De plus en plus contraint, par de graves problèmes respiratoires, à demeurer dans l'espace clos de la maison de Provence, le cinéaste-poète et ami des poètes - un autre de ses films, L'arbre et le soleil fut encore consacré en 1990 à un poète ancré dans le territoire méditerranéen et dans la langue d'Oc, Mas-Felipe Delavouët - n'en continua pas moins jusqu'au bout à capter les énergies de l'univers et le souffle du temps.
Son dernier film, Ceux d'en face (2000), boucle de manière symbolique son parcours, réintroduisant le corps du comédien - comme en ses films antérieurs, mais différemment - au sein du film-essai poétique. Michaël Lonsdale (un autre comédien de théâtre de la même veine, Laurent Terzieff, avait précédemment joué en 1966 dans Le Horla, librement adapté de Maupassant) et une jeune comédienne se trouvent réunis dans la maison de Cadenet, autour de photographies qui ouvrent de nouveau l'espace proche sur les horizons lointains. Il est vrai que les mouvements de caméras du cinéaste sont toujours parvenus à rendre vivant l'immobile. Natures mortes, photographies ou couvertures de livres de poésie et de philosophie des sciences ouvrant dès lors des portes sur l'infini.
Jean-Daniel Pollet, dans les marges de la Nouvelle Vague, dans celles de Tel quel, puis dans celles du cinéma en général - de ces marges qui tiennent ensemble les pages des livres, comme le déclara un jour Godard - sut, comme Francis Ponge, faire parler la voix intérieure informulée qui habite en toute chose du monde muet, à travers le langage humain de la poésie.
Didier Coureau, le 29 septembre 2004
Suppléments... :
1- J'avais envoyé à Jean-Daniel Pollet un texte consacré à Dieu sait quoi, symboliquement publié par Henri Deluy dans la revue Action poétique (n°146, hiver 1996-97), en lui adjoignant une petite création plastique à l'encre de Chine lui étant dédiée. La réception d'un télégramme s'ensuivit - « Le 23.06.97. Sortant de l'hôpital je viens de lire votre texte dans Action poétique. Infiniment apprécié vos lettres, votre article et bien sûr votre tableau si ce mot est convenable pour un tel travail.
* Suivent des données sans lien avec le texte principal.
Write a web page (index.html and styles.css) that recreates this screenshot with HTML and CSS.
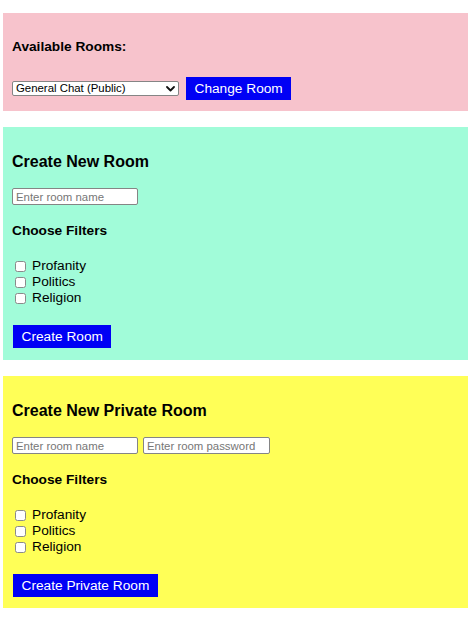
FILE: index.html
```html
<!DOCTYPE html>
<html lang="en">
<head>
<meta charset="utf-8">
<title>Chat Rooms</title>
<link rel="stylesheet" href="styles.css">
</head>
<body>
<main class="page">
  <section class="panel panel-rooms">
    <h4 class="label-heading">Available Rooms:</h4>
    <div class="room-row">
      <div class="select-wrap">
        <select class="room-select">
          <option>General Chat (Public)</option>
        </select>
        <svg class="chevron" width="9" height="6" viewBox="0 0 9 6" aria-hidden="true"><path d="M1 1l3.5 3.5L8 1" fill="none" stroke="#111" stroke-width="1.8" stroke-linecap="round" stroke-linejoin="round"/></svg>
      </div>
      <button class="btn">Change Room</button>
    </div>
  </section>

  <section class="panel panel-new">
    <h3 class="title">Create New Room</h3>
    <div class="inputs">
      <input class="field" type="text" placeholder="Enter room name">
    </div>
    <h4 class="label-heading filters-heading">Choose Filters</h4>
    <ul class="filters">
      <li><label><input type="checkbox" class="check"><span>Profanity</span></label></li>
      <li><label><input type="checkbox" class="check"><span>Politics</span></label></li>
      <li><label><input type="checkbox" class="check"><span>Religion</span></label></li>
    </ul>
    <button class="btn btn-create">Create Room</button>
  </section>

  <section class="panel panel-private">
    <h3 class="title">Create New Private Room</h3>
    <div class="inputs">
      <input class="field" type="text" placeholder="Enter room name">
      <input class="field field-pass" type="password" placeholder="Enter room password">
    </div>
    <h4 class="label-heading filters-heading">Choose Filters</h4>
    <ul class="filters">
      <li><label><input type="checkbox" class="check"><span>Profanity</span></label></li>
      <li><label><input type="checkbox" class="check"><span>Politics</span></label></li>
      <li><label><input type="checkbox" class="check"><span>Religion</span></label></li>
    </ul>
    <button class="btn btn-create">Create Private Room</button>
  </section>
</main>
</body>
</html>
```

FILE: styles.css
```css
* { box-sizing: border-box; }

html, body {
  margin: 0;
  padding: 0;
  background: #ffffff;
}

body {
  font-family: "Liberation Sans", Arial, Helvetica, sans-serif;
  color: #000;
  font-size: 13.7px;
}

.page {
  display: flex;
  flex-direction: column;
  gap: 16px;
  padding: 13px 6px 0 3px;
}

.panel {
  padding: 0 9px;
}

.panel-rooms {
  background: #f7c3cc;
  padding-top: 26px;
  padding-bottom: 11px;
}

.panel-new {
  background: #a1fcd9;
  padding-top: 25px;
  padding-bottom: 12px;
}

.panel-private {
  background: #ffff57;
  padding-top: 25px;
  padding-bottom: 11px;
}

.label-heading {
  margin: 0;
  font-size: 13.7px;
  line-height: 16px;
  font-weight: bold;
}

.title {
  margin: 0;
  font-size: 16px;
  line-height: 19px;
  font-weight: bold;
}

.room-row {
  display: flex;
  align-items: center;
  gap: 7px;
  margin-top: 22px;
}

.select-wrap {
  position: relative;
  width: 167px;
  height: 15px;
}

.room-select {
  appearance: none;
  -webkit-appearance: none;
  display: block;
  width: 100%;
  height: 15px;
  margin: 0;
  padding: 0 0 0 3px;
  border: 1px solid #858585;
  border-radius: 2px;
  background: #fff;
  font-family: "Liberation Sans", Arial, sans-serif;
  font-size: 11.4px;
  line-height: 13px;
  color: #000;
}

.chevron {
  position: absolute;
  right: 4px;
  top: 5px;
  pointer-events: none;
}

.btn {
  margin: 0;
  border: 0;
  background: #0000f5;
  color: #fff;
  font-family: "Liberation Sans", Arial, sans-serif;
  font-size: 13.7px;
  line-height: 16px;
  height: 23px;
  padding: 0 8.5px;
  cursor: pointer;
}

.inputs {
  display: flex;
  gap: 5px;
  margin-top: 17px;
}

.field {
  width: 126px;
  height: 17px;
  margin: 0;
  padding: 0 3px;
  border: 1px solid #858585;
  border-radius: 2px;
  background: #fff;
  font-family: "Liberation Sans", Arial, sans-serif;
  font-size: 11.4px;
  color: #000;
}

.field-pass {
  width: 127px;
}

.field::placeholder {
  color: #767676;
}

.filters-heading {
  margin-top: 18px;
}

.filters {
  list-style: none;
  margin: 19px 0 0;
  padding: 0;
}

.filters li {
  height: 16px;
}

.filters label {
  display: flex;
  align-items: center;
  height: 16px;
  font-size: 13.7px;
  line-height: 16px;
}

.check {
  appearance: none;
  -webkit-appearance: none;
  width: 11px;
  height: 11px;
  margin: 0 6px 0 3px;
  border: 1px solid #8a8a8a;
  border-radius: 2.5px;
  background: #fff;
  flex: none;
}

.btn-create {
  display: block;
  margin-top: 19px;
  margin-left: 1px;
}
```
J'aimerais beaucoup vous parler... » -, puis une conversation téléphonique lors de laquelle l'idée d'une rencontre à Cadenet fut évoquée, qui n'eut et n'aura finalement jamais lieu...
2- Un beau livre, L'Entre Vues, dialogue entre Jean-Daniel Pollet et Gérard Leblanc - avec de nombreux documents textuels et visuels interposés - fut publié en 1998 par les Editions de l'Oeil.
3- Un ouvrage de Jean-Louis Leutrat et Suzanne Liandrat-Guigues sur Pollet devrait prochainement voir le jour, et devrait contenir des entretiens importants que leur a accordés le cinéaste.
4- Juste avant de mourir, Jean-Daniel Pollet avait eu le temps d'achever la rédaction d'un scénario. Peut-être sa compagne, la chef-monteuse Françoise Geissler parviendra-t-elle à lui donner une existence filmique...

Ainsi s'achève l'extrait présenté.